New Caledonia boasts a myriad of diving and snorkelling spots, with coral pinnacles sheltering multi-coloured sealife that is often accessible even without wearing a tank. With only a mask, flippers and a snorkel, a swimmer can also see butterfly fish, triggerfish, parrotfish and clownfish, plus many more.

 

French-inspired cuisine

 

What else to do?

Discover the Tjibaou Cultural Centre, a contemporary building inspired by the traditional Kanak architecture and surrounded by nature, all sitting on Nouméa’s Magenta Bay. Guests can visit the Centre to learn about the indigenous Kanak culture through interactive exhibitions, shows and concerts, or discover how Kanaks live through the replica displays within the gardens.

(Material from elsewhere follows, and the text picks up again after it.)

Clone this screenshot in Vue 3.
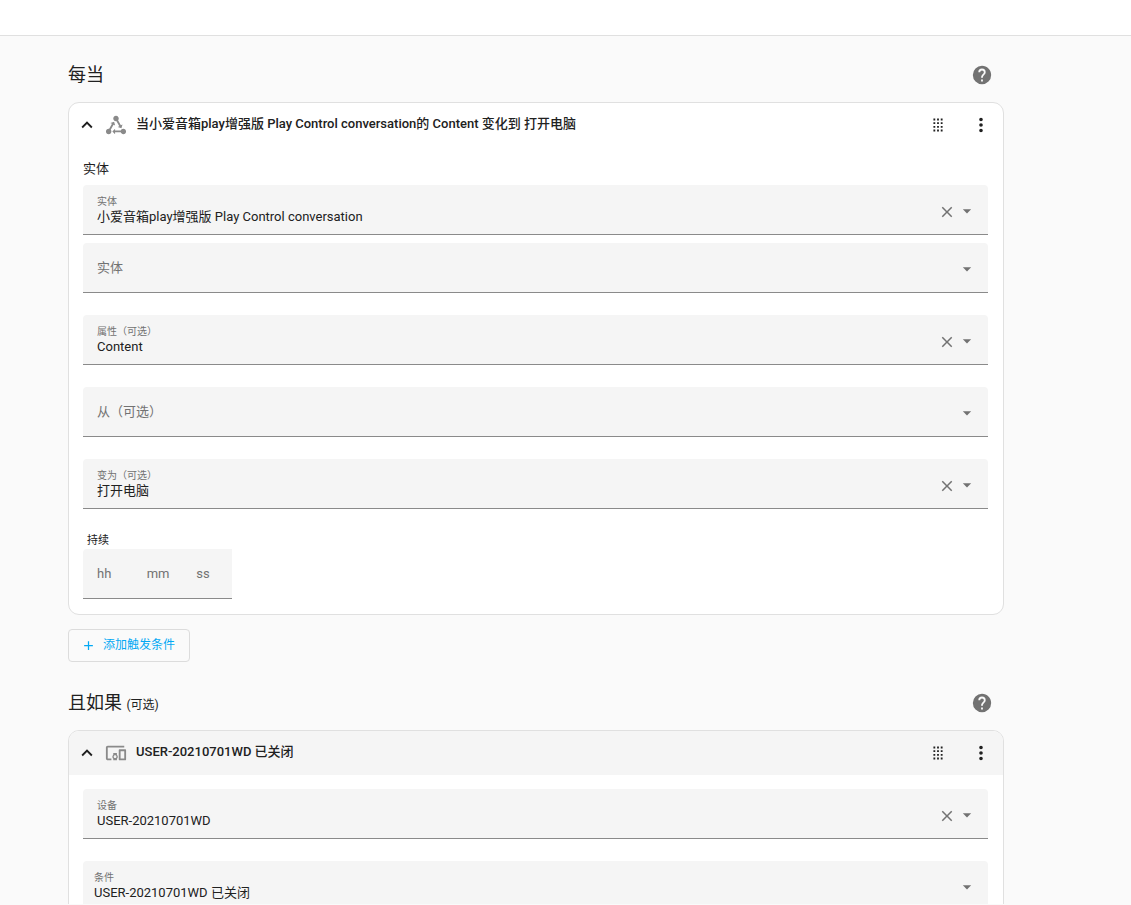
<script setup>
import { reactive } from 'vue'

const icons = {
  up: 'M7.41,15.41L12,10.83L16.59,15.41L18,14L12,8L6,14L7.41,15.41Z',
  state:
    'M6.27 17.05C6.72 17.58 7 18.25 7 19C7 20.66 5.66 22 4 22S1 20.66 1 19 2.34 16 4 16C4.18 16 4.36 16 4.53 16.05L7.6 10.69L5.86 9.7L9.95 8.58L11.07 12.67L9.33 11.68L6.27 17.05M20 16C18.7 16 17.6 16.84 17.18 18H11V16L8 19L11 22V20H17.18C17.6 21.16 18.7 22 20 22C21.66 22 23 20.66 23 19S21.66 16 20 16M12 8C12.18 8 12.36 8 12.53 7.95L15.6 13.31L13.86 14.3L17.95 15.42L19.07 11.33L17.33 12.32L14.27 6.95C14.72 6.42 15 5.75 15 5C15 3.34 13.66 2 12 2S9 3.34 9 5 10.34 8 12 8Z',
  devices:
    'M3 6H21V4H3C1.9 4 1 4.9 1 6V18C1 19.1 1.9 20 3 20H7V18H3V6M13 12H9V13.78C8.39 14.33 8 15.11 8 16C8 16.89 8.39 17.67 9 18.22V20H13V18.22C13.61 17.67 14 16.88 14 16S13.61 14.33 13 13.78V12M11 17.5C10.17 17.5 9.5 16.83 9.5 16S10.17 14.5 11 14.5 12.5 15.17 12.5 16 11.83 17.5 11 17.5M22 8H16C15.5 8 15 8.5 15 9V19C15 19.5 15.5 20 16 20H22C22.5 20 23 19.5 23 19V9C23 8.5 22.5 8 22 8M21 18H17V10H21V18Z',
  help: 'M15.07,11.25L14.17,12.17C13.45,12.89 13,13.5 13,15H11V14.5C11,13.39 11.45,12.39 12.17,11.67L13.41,10.41C13.78,10.05 14,9.55 14,9C14,7.89 13.1,7 12,7A2,2 0 0,0 10,9H8A4,4 0 0,1 12,5A4,4 0 0,1 16,9C16,9.88 15.64,10.67 15.07,11.25M13,19H11V17H13M12,2A10,10 0 0,0 2,12A10,10 0 0,0 12,22A10,10 0 0,0 22,12C22,6.47 17.5,2 12,2Z',
  grid: [6, 10, 14, 18].map((y) => [8, 12, 16].map((x) => `M${x - 1},${y - 1}h2v2h-2z`).join('')).join(''),
  dots: 'M12,16A2,2 0 0,1 14,18A2,2 0 0,1 12,20A2,2 0 0,1 10,18A2,2 0 0,1 12,16M12,10A2,2 0 0,1 14,12A2,2 0 0,1 12,14A2,2 0 0,1 10,12A2,2 0 0,1 12,10M12,4A2,2 0 0,1 14,6A2,2 0 0,1 12,8A2,2 0 0,1 10,6A2,2 0 0,1 12,4Z',
  close:
    'M19,6.41L17.59,5L12,10.59L6.41,5L5,6.41L10.59,12L5,17.59L6.41,19L12,13.41L17.59,19L19,17.59L13.41,12L19,6.41Z',
  down: 'M7,10L12,15L17,10H7Z',
  plus: 'M19,13H13V19H11V13H5V11H11V5H13V11H19V13Z',
}

const sections = reactive([
  {
    id: 'trigger',
    title: '每当',
    optional: '',
    icon: 'state',
    name: '当小爱音箱play增强版 Play Control conversation的 Content 变化到 打开电脑',
    legend: '实体',
    fields: [
      { id: 'entity', label: '实体', value: '小爱音箱play增强版 Play Control conversation', tight: true },
      { id: 'entity-new', label: '实体', value: '' },
      { id: 'attribute', label: '属性（可选）', value: 'Content' },
      { id: 'from', label: '从（可选）', value: '' },
      { id: 'to', label: '变为（可选）', value: '打开电脑' },
    ],
    duration: [
      { unit: 'hh', value: '' },
      { unit: 'mm', value: '' },
      { unit: 'ss', value: '' },
    ],
    add: '添加触发条件',
  },
  {
    id: 'condition',
    title: '且如果',
    optional: '(可选)',
    icon: 'devices',
    name: 'USER-20210701WD 已关闭',
    shaded: true,
    fields: [
      { id: 'device', label: '设备', value: 'USER-20210701WD' },
      { id: 'type', label: '条件', value: 'USER-20210701WD 已关闭', options: ['USER-20210701WD 已关闭'] },
    ],
  },
])
</script>

<template>
  <div class="page">
    <header class="topbar"></header>
    <main class="content">
      <section v-for="s in sections" :key="s.id" class="section">
        <div class="heading">
          <h2>{{ s.title }} <small v-if="s.optional">{{ s.optional }}</small></h2>
          <a href="#" class="help" aria-label="帮助">
            <svg class="icon" viewBox="0 0 24 24"><path :d="icons.help" /></svg>
          </a>
        </div>

        <article class="card">
          <div class="card-head" :class="{ shaded: s.shaded }">
            <button type="button" class="icon-btn" aria-label="折叠">
              <svg class="icon" viewBox="0 0 24 24"><path :d="icons.up" /></svg>
            </button>
            <svg class="icon kind" viewBox="0 0 24 24"><path :d="icons[s.icon]" /></svg>
            <h3>{{ s.name }}</h3>
            <button type="button" class="icon-btn drag" aria-label="移动">
              <svg class="icon" viewBox="0 0 24 24"><path :d="icons.grid" /></svg>
            </button>
            <button type="button" class="icon-btn" aria-label="菜单">
              <svg class="icon" viewBox="0 0 24 24"><path :d="icons.dots" /></svg>
            </button>
          </div>

          <div class="card-body">
            <div v-if="s.legend" class="legend">{{ s.legend }}</div>
            <div
              v-for="f in s.fields"
              :key="f.id"
              class="field"
              :class="{ tight: f.tight, select: f.options }"
            >
              <div class="text">
                <label v-if="f.value" :for="f.id">{{ f.label }}</label>
                <select v-if="f.options" :id="f.id" v-model="f.value">
                  <option v-for="o in f.options" :key="o">{{ o }}</option>
                </select>
                <input
                  v-else
                  :id="f.id"
                  v-model="f.value"
                  type="text"
                  :placeholder="f.label"
                  :aria-label="f.label"
                />
              </div>
              <button
                v-if="f.value && !f.options"
                type="button"
                class="icon-btn"
                aria-label="清除"
                @click="f.value = ''"
              >
                <svg class="close" viewBox="0 0 24 24"><path :d="icons.close" /></svg>
              </button>
              <svg class="arrow" viewBox="0 0 24 24"><path :d="icons.down" /></svg>
            </div>

            <template v-if="s.duration">
              <div id="duration-label" class="duration-label">持续</div>
              <div class="duration" role="group" aria-labelledby="duration-label">
                <input
                  v-for="d in s.duration"
                  :key="d.unit"
                  v-model="d.value"
                  type="text"
                  :placeholder="d.unit"
                  :aria-label="d.unit"
                />
              </div>
            </template>
          </div>
        </article>

        <button v-if="s.add" type="button" class="add">
          <svg class="plus" viewBox="0 0 24 24"><path :d="icons.plus" /></svg>
          {{ s.add }}
        </button>
      </section>
    </main>
  </div>
</template>

<style>
body {
  background: #fafafa;
}
</style>

<style scoped>
.page {
  box-sizing: border-box;
  height: 100vh;
  display: flex;
  flex-direction: column;
  overflow: hidden;
  border-bottom: 1px solid #fafafa;
  background: #fafafa;
  color: #212121;
  font-family: Roboto, 'Noto Sans CJK SC', sans-serif;
  font-size: 13px;
}
.topbar {
  flex: none;
  height: 35px;
  background: #fff;
  border-bottom: 1px solid #e0e0e0;
}
.content {
  flex: 1;
  min-height: 0;
  overflow: hidden;
  padding: 19px 127px 0 68px;
}
.section {
  margin-bottom: 21px;
}
.heading {
  display: flex;
  align-items: center;
  justify-content: space-between;
  height: 40px;
  margin-bottom: 7px;
  padding-right: 11px;
}
h2,
h3 {
  margin: 0;
}
h2 {
  font-size: 18px;
  font-weight: 400;
  line-height: 24px;
}
small {
  font-size: 12px;
  line-height: 12px;
}
.help {
  display: flex;
  color: #727272;
}
.icon {
  display: block;
  width: 22px;
  height: 22px;
  fill: currentColor;
}
.icon-btn {
  flex: none;
  padding: 0;
  border: 0;
  background: none;
  color: inherit;
  cursor: pointer;
}
.card {
  border: 1px solid #e0e0e0;
  border-radius: 11px;
  background: #fff;
  overflow: hidden;
}
.card-head {
  display: flex;
  align-items: center;
  height: 44px;
  padding: 0 11px 0 7px;
}
.shaded {
  background: #f5f5f5;
}
.kind {
  flex: none;
  margin: 0 9px 0 7px;
  color: #8a8a8a;
}
h3 {
  flex: 1;
  min-width: 0;
  font-size: 13px;
  font-weight: 500;
  line-height: 20px;
  padding-bottom: 2px;
}
.drag {
  margin-right: 21px;
}
.card-body {
  padding: 14px 15px 15px 14px;
}
.legend {
  line-height: 16px;
  margin-bottom: 8px;
}
.field {
  display: flex;
  align-items: center;
  box-sizing: border-box;
  height: 50px;
  padding: 0 11px 0 14px;
  border-bottom: 1px solid #8a8a8a;
  border-radius: 4px 4px 0 0;
  background: #f5f5f5;
  color: #727272;
}
.field + .field {
  margin-top: 22px;
}
.field.tight + .field {
  margin-top: 8px;
}
.field.select {
  padding-left: 11px;
}
.text {
  flex: 1;
  min-width: 0;
  display: flex;
  flex-direction: column;
}
label {
  font-size: 10px;
  line-height: 14px;
}
input,
select {
  width: 100%;
  height: 16px;
  padding: 0;
  border: 0;
  outline: 0;
  appearance: none;
  background: none;
  color: #212121;
  font: inherit;
  font-size: 13px;
  line-height: 16px;
}
input::placeholder {
  color: #727272;
  opacity: 1;
}
.close {
  display: block;
  width: 18px;
  height: 18px;
  margin-top: 4px;
  fill: currentColor;
}
.arrow {
  flex: none;
  width: 20px;
  height: 20px;
  margin: 2px 0 0 1px;
  fill: currentColor;
}
.duration-label {
  margin: 24px 0 0 4px;
  font-size: 11px;
  line-height: 16px;
}
.duration {
  display: flex;
  width: 149px;
}
.duration input {
  flex: 1;
  min-width: 0;
  box-sizing: border-box;
  height: 50px;
  padding: 0 0 0 14px;
  border-bottom: 1px solid #8a8a8a;
  background: #f5f5f5;
}
.duration input:first-child {
  border-radius: 4px 0 0 0;
}
.add {
  display: flex;
  align-items: center;
  gap: 7px;
  height: 33px;
  margin-top: 14px;
  padding: 0 14px 4px 12px;
  border: 1px solid #dcdcdc;
  border-radius: 4px;
  background: none;
  color: #03a9f4;
  font: inherit;
  font-size: 12px;
  cursor: pointer;
}
.plus {
  width: 15px;
  height: 15px;
  margin-top: 3px;
  fill: currentColor;
}
</style>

Being an island in the Pacific, it will come as no surprise that seafood features on many restaurant menus with freshly-caught prawns of every denomination, lobsters, oysters, marlin, mackerel, crab and mussels for delectable bowls of moules marinières. The market at Port Moselle in Nouméa is one of the best places to pick up fresh seafood, caught only a few hours earlier by the local fishermen.

 

With Nouméa only two hours from Brisbane, under three hours from Sydney and less than four hours from Melbourne, New Caledonia is fast becoming a destination where travellers can have it all.